Wednesday, January 9, 2013

Why I Mock Christian Dogma -- Especially Pre-Trib Eschatology

For the most part, I try to remain respectful when discussing Christian doctrine, and I especially make it a point to be kind to others, regardless of religious beliefs, assuming reciprocation.  At the same time, I have poked fun of various Christian beliefs and practices on this blog, and other places on the internet.  Heck, I've even participated in such mockery in "real" life. 

Lately, I've noticed a trend regarding the doctrines I mock off-screen.  In general, I don't bother with sentimental platitudes about Jesus, or the virgin birth, or transubstantiation.  Instead I direct my smart-assery towards the doctrines that flooded my life with fear as a Christian--Hell and end times eschatology. 

I've touched on my fear of Hell before, but I haven't discussed the fear I had about the end times.  I'm sure many of my readers will remember the hype and fervor surrounding the Left Behind series during the 90s and early 2000s.  I was in junior high when the first book was published, and my mother slowly began collecting the series, purchasing the books in hardcover, often during the first sales week. 
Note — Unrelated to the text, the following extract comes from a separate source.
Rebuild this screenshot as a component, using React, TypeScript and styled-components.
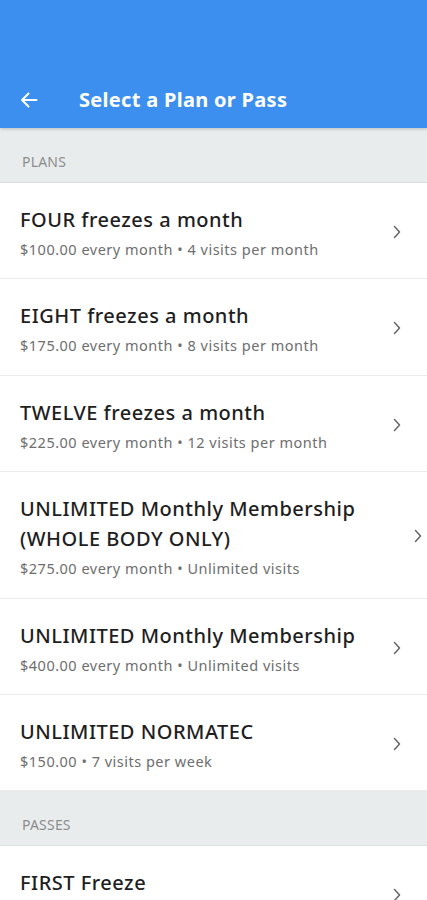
import * as React from "react";
import styled, { createGlobalStyle } from "styled-components";

const GlobalStyle = createGlobalStyle`
  body {
    margin: 0;
    background: #ffffff;
    font-family: "Noto Sans", Lato, sans-serif;
  }
`;

interface IOffer {
  title: string;
  detail: string;
  wide?: boolean;
}

const plans: IOffer[] = [
  { title: "FOUR freezes a month", detail: "$100.00 every month • 4 visits per month" },
  { title: "EIGHT freezes a month", detail: "$175.00 every month • 8 visits per month" },
  { title: "TWELVE freezes a month", detail: "$225.00 every month • 12 visits per month" },
  {
    title: "UNLIMITED Monthly Membership (WHOLE BODY ONLY)",
    detail: "$275.00 every month • Unlimited visits",
    wide: true,
  },
  { title: "UNLIMITED Monthly Membership", detail: "$400.00 every month • Unlimited visits" },
  { title: "UNLIMITED NORMATEC", detail: "$150.00 • 7 visits per week" },
];

// the pass detail line sits below the fold in the screenshot
const passes: IOffer[] = [{ title: "FIRST Freeze", detail: "" }];

const Chevron = () => (
  <svg width="8" height="14" viewBox="0 0 8 14" fill="none">
    <path d="M1.5 1.5 L6.5 7 L1.5 12.5" stroke="#666" strokeWidth="1.5" strokeLinecap="round" strokeLinejoin="round" />
  </svg>
);

const BackArrow = () => (
  <svg width="18" height="18" viewBox="0 0 18 18" fill="none">
    <path d="M16.5 9 H2 M8.5 2.5 L2 9 L8.5 15.5" stroke="#fff" strokeWidth="2" strokeLinecap="round" strokeLinejoin="round" />
  </svg>
);

const OfferRow: React.FC<{ offer: IOffer }> = ({ offer }) => (
  <Row $wide={offer.wide}>
    <RowText>
      <Title>{offer.title}</Title>
      <Detail>{offer.detail}</Detail>
    </RowText>
    <Chevron />
  </Row>
);

export default function App() {
  return (
    <Page>
      <GlobalStyle />
      <Header>
        <BackButton>
          <BackArrow />
        </BackButton>
        <HeaderTitle>Select a Plan or Pass</HeaderTitle>
      </Header>
      <Section>PLANS</Section>
      {plans.map((p) => (
        <OfferRow key={p.title} offer={p} />
      ))}
      <Section>PASSES</Section>
      {passes.map((p) => (
        <OfferRow key={p.title} offer={p} />
      ))}
    </Page>
  );
}

const Page = styled.div`
  width: 427px;
  height: 900px;
  overflow: hidden;
  background: #fff;
`;

const Header = styled.header`
  height: 128px;
  background: #3c8fee;
  display: flex;
  align-items: flex-end;
  padding-bottom: 14px;
  box-sizing: border-box;
  box-shadow: 0 1px 3px rgba(0, 0, 0, 0.2);
  position: relative;
  z-index: 1;
`;

const BackButton = styled.div`
  width: 79px;
  padding-left: 20px;
  box-sizing: border-box;
  display: flex;
  align-items: center;
  height: 28px;
`;

const HeaderTitle = styled.h1`
  margin: 0;
  color: #fff;
  font-size: 20px;
  font-weight: 700;
  letter-spacing: 0.3px;
  line-height: 28px;
`;

const Section = styled.div`
  background: #e9ecec;
  color: #8c8c8c;
  font-size: 14px;
  letter-spacing: 0.2px;
  line-height: 16px;
  height: 55px;
  box-sizing: border-box;
  padding: 26px 22px 0;
  border-bottom: 1px solid #dcdfdf;
`;

const Row = styled.div<{ $wide?: boolean }>`
  display: flex;
  align-items: center;
  padding: 22px ${(p) => (p.$wide ? "5px" : "26px")} 19.4px 20px;
  border-bottom: 1px solid #ececec;
  gap: 12px;
`;

const RowText = styled.div`
  flex: 1;
  min-width: 0;
`;

const Title = styled.div`
  font-size: 20px;
  letter-spacing: 0.5px;
  line-height: 30px;
  color: #1e1e1e;
  font-weight: 500;
`;

const Detail = styled.div`
  margin-top: 4px;
  font-size: 14.5px;
  letter-spacing: 0.5px;
  line-height: 20px;
  height: 20px;
  color: #6e6e6e;
`;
At the time I didn't know good literature from trash, but I had complete access to my parents' library.  I knew that the Left Behind series was popular among many people at my church and with a lot of "good Christians."  I wanted to be a good Christian, myself, and I looked to others in my community as roll models in this area.  I copied them by talking politely, learning Scripture, and reading the recommended reading material. 

I devoured each book as it came out, up until I started questioning my faith in high school.  I found a frightening world in which Christians were forced to take the "Mark of the Beast" or die, a one world government seeking to control humanity, and people dying in the streets fighting for Jesus.  Those who had been ruptured were spared the fate of living in such a world, but those who remained were in a constant spiritual and physical battle for their lives and souls.  I knew I didn't want to be left behind, and since I had doubts about the sincerity of my salvation, rapture eschatology provided another source of anxiety in my childhood.
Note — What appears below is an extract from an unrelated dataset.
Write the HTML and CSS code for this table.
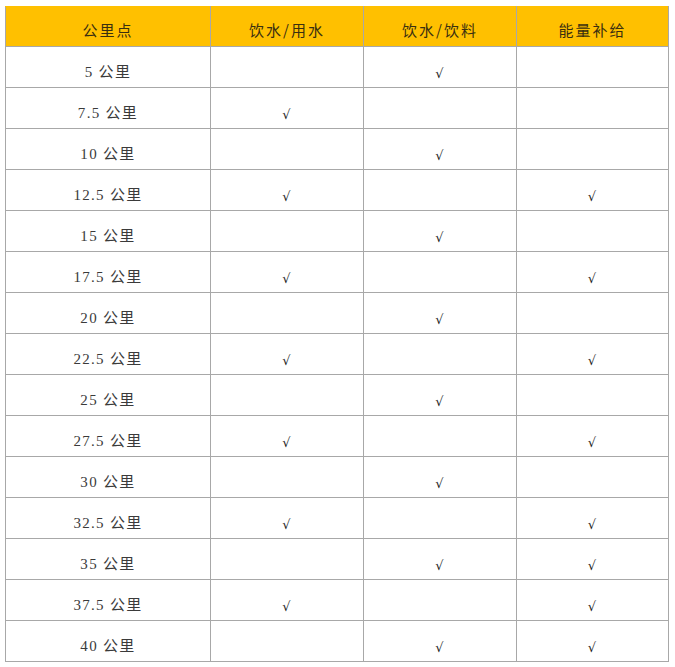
FILE: index.html
```html
<!DOCTYPE html>
<html lang="zh">
<head>
<meta charset="utf-8">
<link rel="stylesheet" href="styles.css">
</head>
<body>
<table class="grid">
  <colgroup>
    <col class="c1"><col class="c2"><col class="c3"><col class="c4">
  </colgroup>
  <thead>
    <tr><th>公里点</th><th>饮水/用水</th><th>饮水/饮料</th><th>能量补给</th></tr>
  </thead>
  <tbody>
    <tr><td>5 公里</td><td></td><td class="ck">√</td><td></td></tr>
    <tr><td>7.5 公里</td><td class="ck">√</td><td></td><td></td></tr>
    <tr><td>10 公里</td><td></td><td class="ck">√</td><td></td></tr>
    <tr><td>12.5 公里</td><td class="ck">√</td><td></td><td class="ck">√</td></tr>
    <tr><td>15 公里</td><td></td><td class="ck">√</td><td></td></tr>
    <tr><td>17.5 公里</td><td class="ck">√</td><td></td><td class="ck">√</td></tr>
    <tr><td>20 公里</td><td></td><td class="ck">√</td><td></td></tr>
    <tr><td>22.5 公里</td><td class="ck">√</td><td></td><td class="ck">√</td></tr>
    <tr><td>25 公里</td><td></td><td class="ck">√</td><td></td></tr>
    <tr><td>27.5 公里</td><td class="ck">√</td><td></td><td class="ck">√</td></tr>
    <tr><td>30 公里</td><td></td><td class="ck">√</td><td></td></tr>
    <tr><td>32.5 公里</td><td class="ck">√</td><td></td><td class="ck">√</td></tr>
    <tr><td>35 公里</td><td></td><td class="ck">√</td><td class="ck">√</td></tr>
    <tr><td>37.5 公里</td><td class="ck">√</td><td></td><td class="ck">√</td></tr>
    <tr><td>40 公里</td><td></td><td class="ck">√</td><td class="ck">√</td></tr>
  </tbody>
</table>
</body>
</html>
```
FILE: styles.css
```css
html, body {
  margin: 0;
  padding: 0;
  background: #ffffff;
}
body {
  padding: 6px 0 0 5px;
}
.grid {
  border-collapse: collapse;
  table-layout: fixed;
  width: 663px;
  font-family: "Liberation Serif", "Noto Sans CJK SC", serif;
  color: #333333;
}
.c1 { width: 205px; }
.c2 { width: 153px; }
.c3 { width: 153px; }
.c4 { width: 152px; }
.grid thead tr { height: 40px; }
.grid tbody tr { height: 41px; }
.grid th,
.grid td {
  border: 1px solid #a8a8a8;
  text-align: center;
  vertical-align: middle;
  padding: 0;
  line-height: 20px;
}
.grid th {
  background: #ffc000;
  font-family: "Noto Sans CJK SC", sans-serif;
  font-weight: normal;
  font-size: 15px;
  letter-spacing: 2px;
  color: #3a2f10;
  border-top-color: #ffc000;
  padding-top: 7px;
}
.grid td {
  font-size: 15px;
  letter-spacing: 1.3px;
  padding-top: 9px;
  color: #3a3a3a;
}
.grid td.ck {
  font-family: "DejaVu Sans", sans-serif;
  font-size: 13px;
  color: #1e1e1e;
  padding-top: 14px;
}
```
I rode the bus home from school, talking with friends or reading a book during the ride, but my family lived in a suburban cul-da-sac where the bus lacked maneuverability.  Each day, I got off the bus at the end of my street, and passed four houses on my walk home.  The walk, itself, was pretty short, but I always worried what I would find when I got home.  Would my mother's clothes be in a pile on the floor with dinner burning on the stove?  Would I have to live in a post-rapture apocalyptic nightmare without adult guidance in my life or the company of my little sister?  Sometimes these thoughts made me sick to my stomach. 
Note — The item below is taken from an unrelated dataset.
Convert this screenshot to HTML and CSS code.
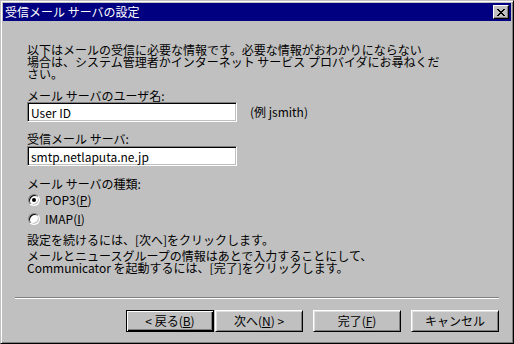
FILE: index.html
```html
<!DOCTYPE html>
<html lang="ja">
<head>
    <meta charset="UTF-8">
    <title>受信メール サーバの設定</title>
    <link rel="stylesheet" href="styles.css">
</head>
<body>

    <div class="window">
        <div class="titlebar">
            <span class="title">受信メール サーバの設定</span>
            <button class="close" type="button">
                <svg width="8" height="7" viewBox="0 0 8 7" shape-rendering="crispEdges">
                    <path d="M0 0h2v1h-2zM6 0h2v1h-2zM1 1h2v1h-2zM5 1h2v1h-2zM2 2h4v1h-4zM3 3h2v1h-2zM2 4h4v1h-4zM1 5h2v1h-2zM5 5h2v1h-2zM0 6h2v1h-2zM6 6h2v1h-2z" fill="#000"/>
                </svg>
            </button>
        </div>

        <div class="content">
            <p class="intro">以下はメールの受信に必要な情報です。必要な情報がおわかりにならない<br>場合は、システム管理者かインターネット サービス プロバイダにお尋ねくだ<br>さい。</p>

            <label class="field-label first" for="userName">メール サーバのユーザ名:</label>
            <div class="field-row">
                <input class="textbox" type="text" id="userName" value="User ID">
                <span class="hint">(例 jsmith)</span>
            </div>

            <label class="field-label second" for="server">受信メール サーバ:</label>
            <div class="field-row second-row">
                <input class="textbox" type="text" id="server" value="smtp.netlaputa.ne.jp">
            </div>

            <div class="group-label">メール サーバの種類:</div>
            <label class="radio"><span class="radio-dot checked"></span>POP3(<u>P</u>)</label>
            <label class="radio"><span class="radio-dot"></span>IMAP(<u>I</u>)</label>

            <p class="note first-note">設定を続けるには、[次へ]をクリックします。</p>
            <p class="note">メールとニュースグループの情報はあとで入力することにして、<br>Communicator を起動するには、[完了]をクリックします。</p>

            <div class="separator"></div>

            <div class="buttons">
                <div class="nav-pair">
                    <button class="btn default" type="button">&lt; 戻る(<u>B</u>)</button>
                    <button class="btn" type="button">次へ(<u>N</u>) &gt;</button>
                </div>
                <button class="btn" type="button">完了(<u>F</u>)</button>
                <button class="btn" type="button">キャンセル</button>
            </div>
        </div>
    </div>

</body>
</html>
```

FILE: styles.css
```css
body {
    margin: 0;
    background-color: #c0c0c0;
    font-family: "Noto Sans CJK JP", sans-serif;
    font-size: 12px;
    color: #000;
}
.window {
    width: 514px;
    height: 344px;
    box-sizing: border-box;
    background-color: #c0c0c0;
    border: 1px solid;
    border-color: #c0c0c0 #000 #000 #c0c0c0;
    box-shadow: inset 1px 1px #fff, inset -1px -1px #808080;
    padding: 2px;
    display: flex;
    flex-direction: column;
}
.titlebar {
    height: 18px;
    background-color: #000080;
    display: flex;
    align-items: center;
    justify-content: space-between;
    padding: 0 2px 0 2px;
}
.title {
    color: #fff;
    line-height: 12px;
}
.close {
    width: 16px;
    height: 14px;
    padding: 0;
    background-color: #c0c0c0;
    border: 1px solid;
    border-color: #fff #000 #000 #fff;
    box-shadow: inset -1px -1px #808080;
    display: flex;
    align-items: center;
    justify-content: center;
}
.content {
    flex: 1;
    display: flex;
    flex-direction: column;
    align-items: flex-start;
    padding: 0 12px 0 24px;
}
.intro, .note, .field-label, .group-label {
    margin: 0;
    line-height: 12px;
}
.intro {
    margin-top: 23px;
}
.field-label.first {
    margin-top: 10px;
}
.field-label.second {
    margin-top: 11px;
}
.field-row {
    display: flex;
    align-items: center;
}
.second-row {
    margin-top: 1px;
}
.textbox {
    width: 210px;
    height: 20px;
    box-sizing: border-box;
    margin: 0;
    padding: 0 3px;
    font-family: "Noto Sans CJK JP", sans-serif;
    font-size: 12px;
    color: #000;
    background-color: #fff;
    border: 1px solid;
    border-color: #808080 #fff #fff #808080;
    box-shadow: inset 1px 1px #000, inset -1px -1px #c0c0c0;
    outline: none;
}
.hint {
    margin-left: 13px;
    line-height: 12px;
}
.group-label {
    margin-top: 12px;
}
.radio {
    height: 19px;
    display: flex;
    align-items: center;
    line-height: 12px;
}
.radio:first-of-type {
    margin-top: 1px;
}
.radio-dot {
    width: 12px;
    height: 12px;
    box-sizing: border-box;
    margin: 0 5px 0 1px;
    border-radius: 50%;
    background-color: #fff;
    border: 1px solid;
    border-color: #808080 #fff #fff #808080;
    box-shadow: inset 1px 1px #000, inset -1px -1px #c0c0c0;
    position: relative;
}
.radio-dot.checked::after {
    content: "";
    position: absolute;
    left: 3px;
    top: 3px;
    width: 4px;
    height: 4px;
    border-radius: 50%;
    background-color: #000;
}
.note.first-note {
    margin-top: 6px;
}
.note {
    margin-top: 4px;
}
.separator {
    align-self: stretch;
    margin: 23px 0 0 -12px;
    height: 1px;
    background-color: #808080;
    border-bottom: 1px solid #fff;
}
.buttons {
    align-self: flex-end;
    margin-top: 11px;
    display: flex;
    gap: 10px;
}
.nav-pair {
    display: flex;
    gap: 1px;
}
.btn {
    width: 88px;
    height: 22px;
    box-sizing: border-box;
    margin: 0;
    padding: 0;
    font-family: "Noto Sans CJK JP", sans-serif;
    font-size: 12px;
    line-height: 12px;
    color: #000;
    background-color: #c0c0c0;
    border: 1px solid;
    border-color: #fff #000 #000 #fff;
    box-shadow: inset 1px 1px #dfdfdf, inset -1px -1px #808080;
}
.btn.default {
    border-color: #000;
    box-shadow: inset 1px 1px #fff, inset -1px -1px #000, inset -2px -2px #808080;
}
```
Later I learned to distract myself during the walk by listening to Christian music on my portable CD player.  But, even this couldn't protect me from my fears, as songs like this took on my very nightmares as their theme.  (If you want to understand the sort of fear I'm describing, just watch the video in the previous link, and try to filter these images through the mind of a fourteen year old.)  These fears slowly faded but remained present until I discovered the Calvinist tradtion. 

There is much I now dislike about Calvinism, but I am grateful for discovering it when I did because it provided an alternative way to think about eschatology.  Most Calvinists, at least the Presbyterian sort, are amillinialists, meaning they believe that the events referred to in Revelation were discussing the fall of Rome, an event that had already occurred.  There would be no rapture or post-apocalyptic nightmare world.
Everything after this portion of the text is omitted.